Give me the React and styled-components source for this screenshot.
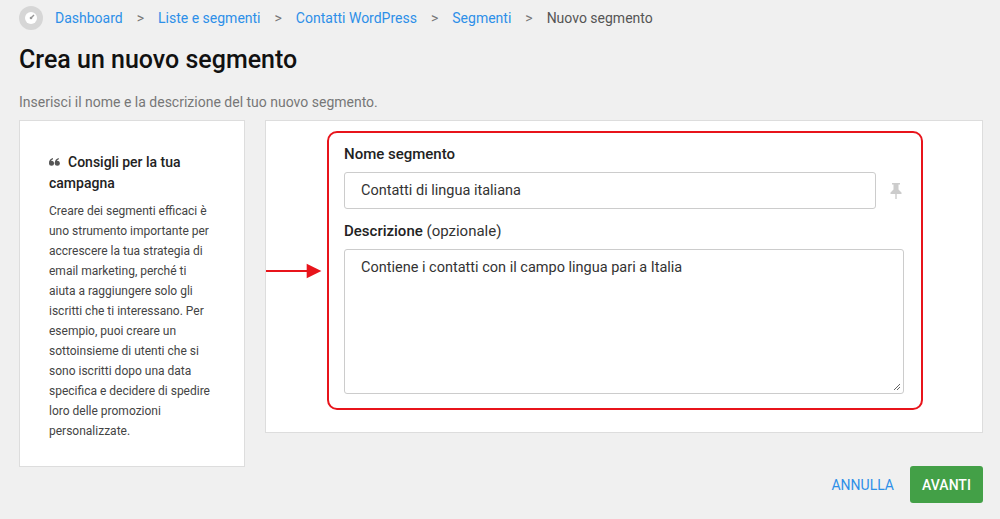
import React from "react";
import styled, { createGlobalStyle } from "styled-components";

const G = createGlobalStyle`
  body{margin:0;background:#f0f0f0;font-family:Roboto,"Liberation Sans",sans-serif;}
`;
const Page = styled.div`padding:0 17px 0 19px;`;
const Crumbs = styled.div`display:flex;align-items:center;height:36px;font-size:14px;`;
const Icon = styled.div`width:24px;height:24px;border-radius:50%;background:#d6d6d6;display:flex;align-items:center;justify-content:center;margin-right:12px;`;
const Link = styled.span`color:#2d8fe8;`;
const Sep = styled.span`color:#777;margin:0 14px;font-size:14px;`;
const Cur = styled.span`color:#555;`;
const Title = styled.h1`margin:8px 0 0;font-size:25px;font-weight:500;color:#111;line-height:32px;`;
const Sub = styled.p`margin:17px 0 0;font-size:14px;color:#777;line-height:18px;`;
const Row = styled.div`display:flex;gap:20px;margin-top:9px;align-items:flex-start;`;
const Tips = styled.div`width:226px;height:347px;box-sizing:border-box;background:#fff;border:1px solid #ddd;padding:31px 32px 0 29px;`;
const TipH = styled.div`font-size:14px;font-weight:500;color:#222;line-height:21px;margin-bottom:7px;`;
const Q = styled.svg`margin-right:8px;vertical-align:1px;`;
const TipP = styled.div`font-size:12px;color:#444;line-height:20px;`;
const Main = styled.div`flex:1;height:313px;box-sizing:border-box;background:#fff;border:1px solid #ddd;padding:10px 59px 0 0;display:flex;align-items:flex-start;`;
const ArrowWrap = styled.div`width:61px;padding-top:130px;display:flex;justify-content:flex-end;padding-right:6px;box-sizing:border-box;`;
const Box = styled.div`flex:1;border:2px solid #e8141b;border-radius:10px;padding:11px 17px 14px 15px;`;
const Label = styled.div`font-size:15px;font-weight:500;color:#222;line-height:20px;margin-bottom:8px;`;
const Light = styled.span`font-weight:400;color:#333;`;
const InRow = styled.div`display:flex;align-items:center;gap:12px;margin-bottom:12px;`;
const Input = styled.div`flex:1;height:37px;box-sizing:border-box;border:1px solid #ccc;border-radius:3px;padding:0 16px;display:flex;align-items:center;font-size:14.5px;color:#333;`;
const Area = styled.div`position:relative;height:145px;box-sizing:border-box;border:1px solid #ccc;border-radius:3px;padding:9px 16px;font-size:14.5px;color:#333;`;
const Grip = styled.svg`position:absolute;right:2px;bottom:2px;`;
const Foot = styled.div`display:flex;justify-content:flex-end;align-items:center;gap:16px;margin-top:-1px;`;
const Cancel = styled.span`color:#2d8fe8;font-size:14px;`;
const Next = styled.div`background:#43a047;color:#fff;font-size:14px;font-weight:500;height:37px;width:73px;border-radius:3px;display:flex;align-items:center;justify-content:center;`;

export default function App(){
  return <><G/><Page>
    <Crumbs>
      <Icon><svg width="14" height="14" viewBox="0 0 14 14"><circle cx="7" cy="7" r="6" fill="#fff"/><path d="M7 7 L10 4" stroke="#999" strokeWidth="1.5"/><circle cx="7" cy="7" r="1.3" fill="#999"/></svg></Icon>
      <Link>Dashboard</Link><Sep>&gt;</Sep><Link>Liste e segmenti</Link><Sep>&gt;</Sep><Link>Contatti WordPress</Link><Sep>&gt;</Sep><Link>Segmenti</Link><Sep>&gt;</Sep><Cur>Nuovo segmento</Cur>
    </Crumbs>
    <Title>Crea un nuovo segmento</Title>
    <Sub>Inserisci il nome e la descrizione del tuo nuovo segmento.</Sub>
    <Row>
      <Tips>
        <TipH><Q width="11" height="8" viewBox="0 0 11 8"><circle cx="2.5" cy="5.2" r="2.5" fill="#555"/><path d="M0 5 Q0 1 4 0 L4 1.3 Q1.8 2 1.8 4Z" fill="#555"/><circle cx="8.3" cy="5.2" r="2.5" fill="#555"/><path d="M5.8 5 Q5.8 1 9.8 0 L9.8 1.3 Q7.6 2 7.6 4Z" fill="#555"/></Q>Consigli per la tua campagna</TipH>
        <TipP>Creare dei segmenti efficaci è uno strumento importante per accrescere la tua strategia di email marketing, perché ti aiuta a raggiungere solo gli iscritti che ti interessano. Per esempio, puoi creare un sottoinsieme di utenti che si sono iscritti dopo una data specifica e decidere di spedire loro delle promozioni personalizzate.</TipP>
      </Tips>
      <Main>
        <ArrowWrap><svg width="70" height="20" viewBox="0 0 70 20" style={{marginRight:-2}}><path d="M0 10 H52" stroke="#e8141b" strokeWidth="2.5"/><path d="M50 1 L68 10 L50 19 Z" fill="#e8141b"/></svg></ArrowWrap>
        <Box>
          <Label>Nome segmento</Label>
          <InRow>
            <Input>Contatti di lingua italiana</Input>
            <svg width="16" height="18" viewBox="0 0 16 18"><path d="M4 1h8v1.5h-1.5v5l3 3v1.5H2.5V10.5l3-3v-5H4z M7.3 12h1.4v5h-1.4z" fill="#ccc"/></svg>
          </InRow>
          <Label>Descrizione <Light>(opzionale)</Light></Label>
          <Area>Contiene i contatti con il campo lingua pari a Italia
            <Grip width="8" height="8" viewBox="0 0 8 8"><path d="M7 1L1 7M7 4L4 7" stroke="#666"/></Grip>
          </Area>
        </Box>
      </Main>
    </Row>
    <Foot><Cancel>ANNULLA</Cancel><Next>AVANTI</Next></Foot>
  </Page></>;
}
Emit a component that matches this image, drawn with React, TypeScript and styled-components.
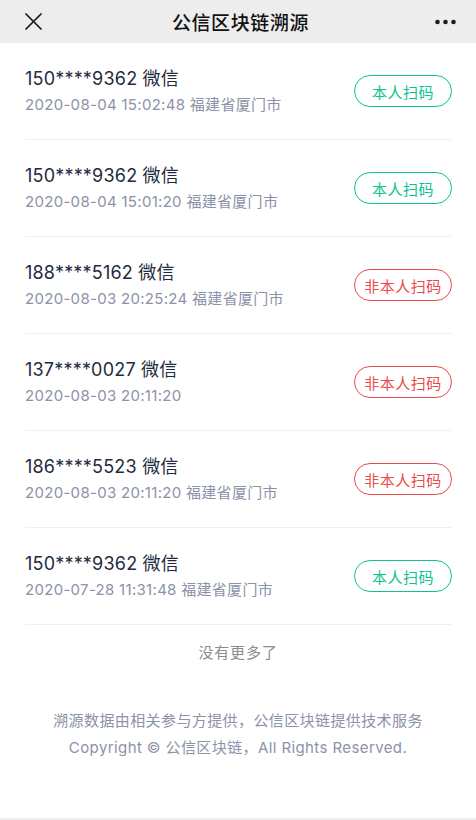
import React from 'react';
import styled, { createGlobalStyle } from 'styled-components';

type Record = {
  phone: string;
  time: string;
  place?: string;
  self: boolean;
};

const records: Record[] = [
  { phone: '150****9362', time: '2020-08-04 15:02:48', place: '福建省厦门市', self: true },
  { phone: '150****9362', time: '2020-08-04 15:01:20', place: '福建省厦门市', self: true },
  { phone: '188****5162', time: '2020-08-03 20:25:24', place: '福建省厦门市', self: false },
  { phone: '137****0027', time: '2020-08-03 20:11:20', self: false },
  { phone: '186****5523', time: '2020-08-03 20:11:20', place: '福建省厦门市', self: false },
  { phone: '150****9362', time: '2020-07-28 11:31:48', place: '福建省厦门市', self: true },
];

const GlobalStyle = createGlobalStyle`
  html, body {
    margin: 0;
    padding: 0;
    background: #fff;
  }
  body {
    font-family: Inter, "Noto Sans CJK SC", sans-serif;
  }
`;

const Page = styled.div`
  width: 476px;
  min-height: 820px;
  display: flex;
  flex-direction: column;
  background: #fff;
  box-sizing: border-box;
  border-bottom: 2px solid #ededed;
`;

const NavBar = styled.div`
  height: 43px;
  background: #ededed;
  display: grid;
  grid-template-columns: 1fr auto 1fr;
  align-items: center;
  padding: 0 20px 0 25px;
`;

const NavTitle = styled.div`
  font-size: 19px;
  font-weight: 500;
  color: #111;
  letter-spacing: 0.6px;
`;

const NavIcon = styled.div<{ $end?: boolean }>`
  display: flex;
  align-items: center;
  justify-content: ${p => (p.$end ? 'flex-end' : 'flex-start')};
`;

const List = styled.div`
  display: flex;
  flex-direction: column;
  padding: 0 24px 0 25px;
`;

const Row = styled.div`
  height: 96px;
  display: flex;
  align-items: center;
  justify-content: space-between;
  border-bottom: 1px solid #f0f0f0;
`;

const Info = styled.div`
  display: flex;
  flex-direction: column;
  gap: 4px;
`;

const Phone = styled.div`
  font-size: 18px;
  color: #1e2c3e;
  line-height: 24px;
  letter-spacing: 0.2px;
`;

const Meta = styled.div`
  font-size: 15px;
  color: #8c92a8;
  line-height: 20px;
  letter-spacing: 0.3px;
`;

const Tag = styled.div<{ $self: boolean }>`
  height: 32px;
  width: 98px;
  box-sizing: border-box;
  border-radius: 16px;
  border: 1px solid ${p => (p.$self ? '#0bc38f' : '#ea4a4a')};
  color: ${p => (p.$self ? '#0bc38f' : '#ea4a4a')};
  font-size: 15px;
  display: flex;
  align-items: center;
  justify-content: center;
  letter-spacing: 0.5px;
`;

const NoMore = styled.div`
  text-align: center;
  font-size: 15px;
  color: #8c8c8c;
  margin-top: 16px;
  letter-spacing: 0.8px;
`;

const Footer = styled.div`
  margin-top: 45px;
  text-align: center;
  font-size: 15px;
  line-height: 27px;
  color: #8c92a8;
  letter-spacing: 0.4px;
`;

const CloseIcon = () => (
  <svg width="17" height="17" viewBox="0 0 17 17">
    <path d="M1 1 L16 16 M16 1 L1 16" stroke="#1a1a1a" strokeWidth="1.7" strokeLinecap="round" />
  </svg>
);

const MoreIcon = () => (
  <svg width="21" height="6" viewBox="0 0 21 6">
    <circle cx="2.5" cy="3" r="2.3" fill="#1a1a1a" />
    <circle cx="10.5" cy="3" r="2.3" fill="#1a1a1a" />
    <circle cx="18.5" cy="3" r="2.3" fill="#1a1a1a" />
  </svg>
);

const App = () => (
  <>
    <GlobalStyle />
    <Page>
      <NavBar>
        <NavIcon><CloseIcon /></NavIcon>
        <NavTitle>公信区块链溯源</NavTitle>
        <NavIcon $end><MoreIcon /></NavIcon>
      </NavBar>
      <List>
        {records.map((r, i) => (
          <Row key={i}>
            <Info>
              <Phone>{r.phone} 微信</Phone>
              <Meta>
                {r.time}
                {r.place ? ` ${r.place}` : ''}
              </Meta>
            </Info>
            <Tag $self={r.self}>{r.self ? '本人扫码' : '非本人扫码'}</Tag>
          </Row>
        ))}
      </List>
      <NoMore>没有更多了</NoMore>
      <Footer>
        溯源数据由相关参与方提供，公信区块链提供技术服务
        <br />
        Copyright © 公信区块链，All Rights Reserved.
      </Footer>
    </Page>
  </>
);

export default App;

-- What is asked --
Find all lines holding the string "components" and copy them.

-- The solution --
Give me the React and styled-components source for this screenshot.
import styled, { createGlobalStyle } from "styled-components";
Emit a component that matches this image, drawn with React, TypeScript and styled-components.
import styled, { createGlobalStyle } from 'styled-components';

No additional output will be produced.